Surprise angelfish eggs
Firstly, sorry for being fairly inactive on this site, but I've been working on a "secret" project which will feature in the saltwater section of this site.;-)
Anyway. On to some action. So here I am enjoying an average summer day at home when I walk over to my 50 gallon tank, and lo and behold: eggs on the leaf of an Anubias which I purchased less than a week ago with 2 of my angelfish standing guard.
They pretty much own half of the tank now. Which course of action would you recommend?
1- Read up on angelfish breeding articles and wait for the fry to hatch and attempt to grow them.
2- Act like nothing ever happened.
3- Remove the eggs to avoid the risk of other fish getting hurt.
To be honest, I'd like to attempt growing out the fry in the community aquarium, but I'm not sure if that's even possible, given that the other fish would probably eat them the moment they hatched.
Thanks in advance.
PS: They are fairly territorial, but the aggression is confined to pecking other fish when they get close and perhaps chasing the occasional stubborn fish once around the tank. I should probably remove the eggs once the parents start getting overly aggressive, right?

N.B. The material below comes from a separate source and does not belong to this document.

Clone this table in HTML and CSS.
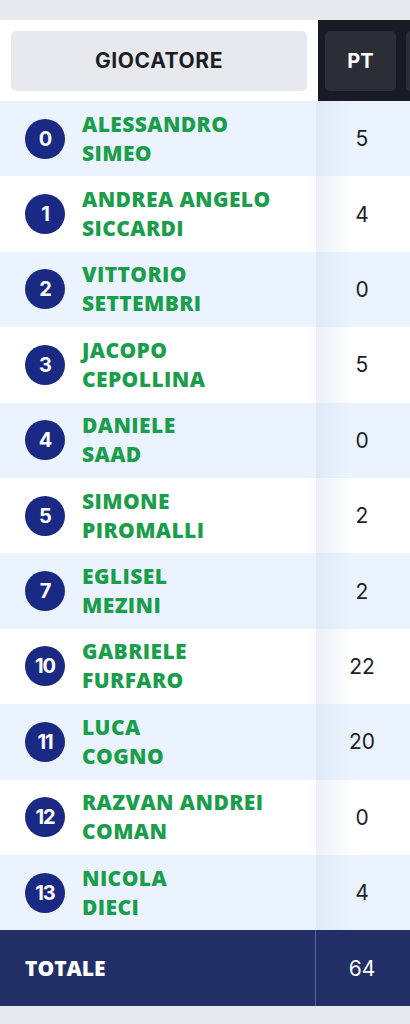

WOW that is a lot of eggs...Congratulations! :thumbsup:
I don't have experience with Angelfish or their fry, so hopefully others will comment, but if you really want to try and raise them, I would go with option 1. and I agree that if the parents aggression becomes severe, I would intervene.
Great pics. btw! :-)
Bad news. The angelfish couple were getting too overly aggressive, and I'd rather not spend a lot of money on another tank, considering I've got 2 tanks running already.
Basically, one zebra danio just disappeared. Assumed dead and wedged somewhere between the driftwood.
One of my rams got hit really badly by the male angelfish (the biggest one, he's pretty much a hulk) and is now bent to his side and cannot swim at all.
The eggs have been removed and the parents have been put in a separate container in the aquarium to prevent any further harm they might cause to other fish. The ram has also been put in a separate container in the tank.
I'm debating putting down the ram, because quite frankly, it looks like a very painful position he's in. Then again, he will accept food from my hands if I can position him correctly and he still has total control of his pectoral fins (the front fins). He is not paralyzed, since he can still twitch his tail around ocassionally, but I'm not getting my hopes up too high for him. He is breathing at a marginally more rapid pace, but not fast enough to be considered very close to death.
As some of you might know, the rams are one of my favourite fish in this tank. To be frank, they're pretty cheap and in high supply at most LFSs over here, but I've grown attached to them, so I think I'll let this little guy fight his own battle and help in any way possible.
Oh, that's too bad! What a bummer. Are the eggs in this seperate tank with the parents? Sorry that happened. I hope your Ram makes it. I like mine too.
I just wiped the eggs off the leaf. The other fish loved them. Figured if the parents laid eggs once, then they must be a mated pair and will lay eggs at least once a month in favourable conditions. I'll probably release the parents back with the other fish in a few hours and see if they're still aggressive.
The worst thing about this is that the aggression really wasn't confined. The parents had to contend with 6 zebra danios, 5 boesemani rainbowfish, 2 rams and 2 other angelfish to protect their eggs. They were doing a splendid job of it, too. Then just as I was watching the tank this ram gets too close and gets charged at by the male angelfish. That's it, just one hit.
Sorry to hear about your ram :-( If you decide you want to try later on raising angels you can always place the pair into their own tank, a 29 gallon is the minimum recommended for a breeding pair if trying to parent raise. However you will need something else to grow the fry out in, either additional tanks, or I have seen people use storage containers for grow outs. With the storage containers I have seen people say to make sure that the container is rated as food safe.
how would a pair fair in a 38 gallon split so it would be a 19 gallon. And is there any way to tell what gender they are while they aren't breeding?
From the research that I have done on breeding angels, on sites that are dedicated to breeding and raising angels, the recommended minimum for a breeding pair is 20 gallon tall and that is if you are going to raise the eggs and fry articially. My personal opinion is that I would not keep them in that type of setting for long term, although others may have differing opinions on that. If you want to try to do parent raising, then the extra room is required. As for telling the sex of angels the only sure way is when they get ready to spawn. I have seen people talk about determing the sex by the shape of the head, or also by the angle of the anal fin from the body. Until the fish spawn and we are able to see their papillia, it is some what of a guessing game :-D
i would raise them artifically and the dimensions are 24''h 12''w 18''l, the water quality wouldn't pose a issue because I have live plants, and do regular wc, plus it is a 38 gallon split so...
Might work, the 18 length is about 6" shorter than the standard size for a 20 high, although the height is good. If you decide to try it I would watch the fish for signs of stress,it may or may not work. What are you planning on doing with the other side?